Start of Dataset extract

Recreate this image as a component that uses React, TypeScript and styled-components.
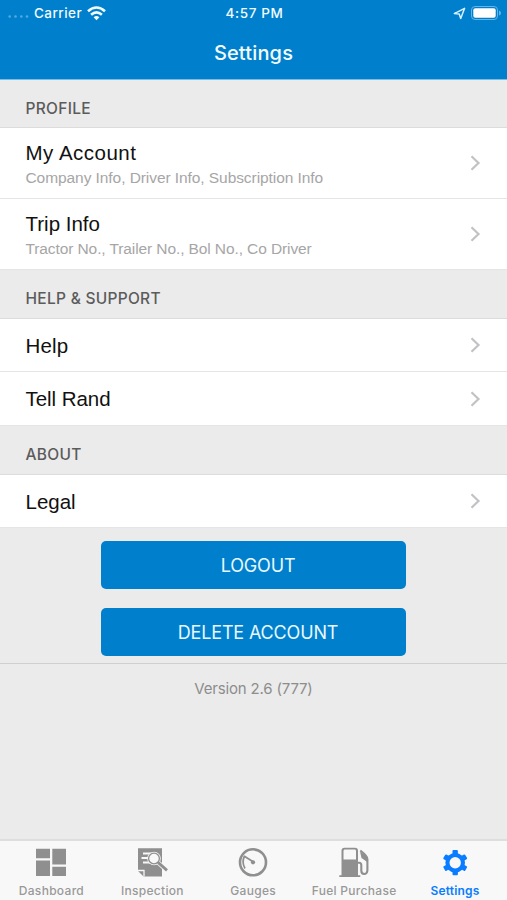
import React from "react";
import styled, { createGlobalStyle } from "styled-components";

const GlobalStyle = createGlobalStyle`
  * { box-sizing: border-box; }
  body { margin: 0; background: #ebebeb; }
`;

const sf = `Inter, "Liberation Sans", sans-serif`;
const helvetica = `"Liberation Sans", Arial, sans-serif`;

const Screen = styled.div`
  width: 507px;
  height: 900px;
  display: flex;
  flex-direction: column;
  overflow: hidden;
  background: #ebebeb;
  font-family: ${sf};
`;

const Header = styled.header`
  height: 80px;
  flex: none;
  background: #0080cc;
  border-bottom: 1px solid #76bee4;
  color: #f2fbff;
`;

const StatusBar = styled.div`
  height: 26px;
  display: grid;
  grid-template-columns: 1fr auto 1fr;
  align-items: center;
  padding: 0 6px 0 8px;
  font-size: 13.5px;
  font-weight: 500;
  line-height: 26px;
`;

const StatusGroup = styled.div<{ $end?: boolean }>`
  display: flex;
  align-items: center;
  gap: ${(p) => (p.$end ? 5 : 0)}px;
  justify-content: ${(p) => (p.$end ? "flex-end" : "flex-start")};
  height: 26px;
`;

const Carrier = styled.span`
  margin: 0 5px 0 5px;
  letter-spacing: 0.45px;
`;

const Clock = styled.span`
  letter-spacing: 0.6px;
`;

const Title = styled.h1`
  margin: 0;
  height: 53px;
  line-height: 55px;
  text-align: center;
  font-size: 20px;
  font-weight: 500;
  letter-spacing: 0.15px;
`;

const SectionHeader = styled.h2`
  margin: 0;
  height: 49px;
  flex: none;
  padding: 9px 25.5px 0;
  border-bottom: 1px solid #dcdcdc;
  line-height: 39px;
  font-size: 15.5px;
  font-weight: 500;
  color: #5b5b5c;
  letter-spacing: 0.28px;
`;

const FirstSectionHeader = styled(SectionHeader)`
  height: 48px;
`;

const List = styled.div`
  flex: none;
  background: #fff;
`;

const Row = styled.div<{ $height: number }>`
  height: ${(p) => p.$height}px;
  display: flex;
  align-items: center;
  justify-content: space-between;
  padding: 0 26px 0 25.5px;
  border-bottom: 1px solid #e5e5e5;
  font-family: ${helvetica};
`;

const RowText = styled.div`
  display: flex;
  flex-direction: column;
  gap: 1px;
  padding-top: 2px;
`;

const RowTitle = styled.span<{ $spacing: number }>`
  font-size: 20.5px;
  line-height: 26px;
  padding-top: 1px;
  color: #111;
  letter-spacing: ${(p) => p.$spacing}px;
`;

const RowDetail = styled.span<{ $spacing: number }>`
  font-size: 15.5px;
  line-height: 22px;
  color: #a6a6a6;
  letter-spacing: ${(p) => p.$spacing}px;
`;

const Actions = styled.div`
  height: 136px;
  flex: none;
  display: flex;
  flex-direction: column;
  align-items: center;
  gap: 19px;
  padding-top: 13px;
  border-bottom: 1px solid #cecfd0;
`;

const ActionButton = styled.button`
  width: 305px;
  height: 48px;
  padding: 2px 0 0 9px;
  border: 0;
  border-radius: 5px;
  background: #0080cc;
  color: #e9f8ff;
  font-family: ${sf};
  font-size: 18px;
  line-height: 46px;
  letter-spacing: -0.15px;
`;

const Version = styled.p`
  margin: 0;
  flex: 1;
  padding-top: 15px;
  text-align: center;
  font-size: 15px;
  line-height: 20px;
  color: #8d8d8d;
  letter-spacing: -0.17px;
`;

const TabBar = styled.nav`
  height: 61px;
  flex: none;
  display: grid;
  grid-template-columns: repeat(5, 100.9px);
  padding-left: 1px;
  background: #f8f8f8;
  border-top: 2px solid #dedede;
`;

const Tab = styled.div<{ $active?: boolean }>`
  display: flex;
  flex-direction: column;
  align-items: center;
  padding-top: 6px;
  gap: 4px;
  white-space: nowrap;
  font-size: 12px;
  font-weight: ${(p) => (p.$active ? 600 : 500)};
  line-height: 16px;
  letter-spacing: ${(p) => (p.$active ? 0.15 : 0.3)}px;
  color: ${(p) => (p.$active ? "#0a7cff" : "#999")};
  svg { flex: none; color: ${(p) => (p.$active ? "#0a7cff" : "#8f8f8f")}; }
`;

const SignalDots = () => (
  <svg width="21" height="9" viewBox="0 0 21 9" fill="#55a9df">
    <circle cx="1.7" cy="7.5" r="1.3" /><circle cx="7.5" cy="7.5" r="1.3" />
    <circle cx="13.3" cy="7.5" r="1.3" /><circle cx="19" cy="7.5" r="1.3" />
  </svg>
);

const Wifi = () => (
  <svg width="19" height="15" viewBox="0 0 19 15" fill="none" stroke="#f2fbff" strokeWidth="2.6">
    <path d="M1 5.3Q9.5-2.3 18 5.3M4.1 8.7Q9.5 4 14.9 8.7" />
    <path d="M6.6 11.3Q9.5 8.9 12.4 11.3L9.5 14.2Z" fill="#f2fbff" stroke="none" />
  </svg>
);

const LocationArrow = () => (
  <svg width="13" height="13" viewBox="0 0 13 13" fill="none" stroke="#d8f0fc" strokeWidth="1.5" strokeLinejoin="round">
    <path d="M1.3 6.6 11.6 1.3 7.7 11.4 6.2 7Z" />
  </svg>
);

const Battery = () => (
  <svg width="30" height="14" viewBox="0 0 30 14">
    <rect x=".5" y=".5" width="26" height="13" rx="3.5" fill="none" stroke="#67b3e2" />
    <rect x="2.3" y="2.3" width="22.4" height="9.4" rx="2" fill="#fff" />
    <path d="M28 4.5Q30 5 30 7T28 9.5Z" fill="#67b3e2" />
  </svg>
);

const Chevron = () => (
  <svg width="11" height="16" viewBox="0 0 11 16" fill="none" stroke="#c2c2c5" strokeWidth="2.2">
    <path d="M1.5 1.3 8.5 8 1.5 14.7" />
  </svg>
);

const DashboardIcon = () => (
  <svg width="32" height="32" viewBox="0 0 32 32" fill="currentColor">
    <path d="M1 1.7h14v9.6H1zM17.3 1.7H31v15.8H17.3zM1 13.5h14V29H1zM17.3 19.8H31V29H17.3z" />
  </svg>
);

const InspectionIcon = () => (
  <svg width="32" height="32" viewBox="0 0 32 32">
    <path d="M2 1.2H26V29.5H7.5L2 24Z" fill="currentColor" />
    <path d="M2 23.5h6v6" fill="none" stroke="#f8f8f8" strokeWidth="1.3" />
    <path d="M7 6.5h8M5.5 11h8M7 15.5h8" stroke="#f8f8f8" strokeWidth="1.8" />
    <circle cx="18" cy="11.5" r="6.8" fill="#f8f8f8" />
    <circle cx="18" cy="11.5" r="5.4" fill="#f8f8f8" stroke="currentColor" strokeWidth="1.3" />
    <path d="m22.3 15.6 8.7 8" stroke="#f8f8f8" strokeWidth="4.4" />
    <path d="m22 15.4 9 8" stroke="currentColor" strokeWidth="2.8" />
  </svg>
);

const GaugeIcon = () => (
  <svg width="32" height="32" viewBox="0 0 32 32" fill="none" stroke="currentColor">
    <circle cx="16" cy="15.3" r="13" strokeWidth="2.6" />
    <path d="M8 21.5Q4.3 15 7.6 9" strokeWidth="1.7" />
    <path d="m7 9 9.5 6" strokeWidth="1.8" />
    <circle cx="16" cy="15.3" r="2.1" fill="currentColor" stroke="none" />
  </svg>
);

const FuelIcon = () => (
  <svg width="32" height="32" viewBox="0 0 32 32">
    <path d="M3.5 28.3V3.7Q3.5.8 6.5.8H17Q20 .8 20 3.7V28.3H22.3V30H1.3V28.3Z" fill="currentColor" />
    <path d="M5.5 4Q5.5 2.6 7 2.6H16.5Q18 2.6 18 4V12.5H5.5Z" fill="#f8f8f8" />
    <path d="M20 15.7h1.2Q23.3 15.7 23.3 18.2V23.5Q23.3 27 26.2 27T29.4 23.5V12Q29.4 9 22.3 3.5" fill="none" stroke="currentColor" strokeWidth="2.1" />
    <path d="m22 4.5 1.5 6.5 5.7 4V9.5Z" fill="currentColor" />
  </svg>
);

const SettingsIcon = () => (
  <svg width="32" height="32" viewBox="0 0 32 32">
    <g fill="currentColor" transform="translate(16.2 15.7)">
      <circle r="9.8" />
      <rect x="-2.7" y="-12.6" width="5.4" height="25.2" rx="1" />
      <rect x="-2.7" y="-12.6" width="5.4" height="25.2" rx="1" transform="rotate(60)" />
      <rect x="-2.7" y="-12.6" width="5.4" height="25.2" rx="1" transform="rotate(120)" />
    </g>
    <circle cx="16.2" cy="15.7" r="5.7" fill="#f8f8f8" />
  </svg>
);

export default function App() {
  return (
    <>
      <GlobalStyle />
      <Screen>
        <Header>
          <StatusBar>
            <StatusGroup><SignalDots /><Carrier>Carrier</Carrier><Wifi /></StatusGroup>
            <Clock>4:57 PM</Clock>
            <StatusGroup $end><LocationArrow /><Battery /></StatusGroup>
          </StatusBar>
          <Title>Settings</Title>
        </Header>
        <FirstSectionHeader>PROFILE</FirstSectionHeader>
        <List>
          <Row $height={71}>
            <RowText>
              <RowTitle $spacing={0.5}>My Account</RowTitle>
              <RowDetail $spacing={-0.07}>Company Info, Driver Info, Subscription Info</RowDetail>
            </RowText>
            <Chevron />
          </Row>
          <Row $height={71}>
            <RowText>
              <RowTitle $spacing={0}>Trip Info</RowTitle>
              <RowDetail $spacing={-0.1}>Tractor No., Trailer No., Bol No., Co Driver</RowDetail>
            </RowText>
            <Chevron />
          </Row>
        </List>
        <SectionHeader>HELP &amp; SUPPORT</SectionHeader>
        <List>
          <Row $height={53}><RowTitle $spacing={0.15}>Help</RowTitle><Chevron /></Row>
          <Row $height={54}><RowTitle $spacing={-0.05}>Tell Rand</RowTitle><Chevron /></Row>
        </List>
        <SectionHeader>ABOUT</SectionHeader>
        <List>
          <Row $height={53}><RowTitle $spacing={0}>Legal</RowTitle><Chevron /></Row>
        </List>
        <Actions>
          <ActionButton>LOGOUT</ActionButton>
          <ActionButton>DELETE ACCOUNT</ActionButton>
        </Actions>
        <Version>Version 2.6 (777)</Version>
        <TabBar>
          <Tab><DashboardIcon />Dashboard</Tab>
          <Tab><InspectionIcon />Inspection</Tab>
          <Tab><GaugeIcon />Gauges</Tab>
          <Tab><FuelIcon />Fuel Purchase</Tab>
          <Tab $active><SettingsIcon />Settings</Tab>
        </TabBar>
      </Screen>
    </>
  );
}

End of Dataset extract

Written instruction
Copy, from the material above, each line in which the string "components" occurs.

Finished task
Recreate this image as a component that uses React, TypeScript and styled-components.
import styled, { createGlobalStyle } from "styled-components";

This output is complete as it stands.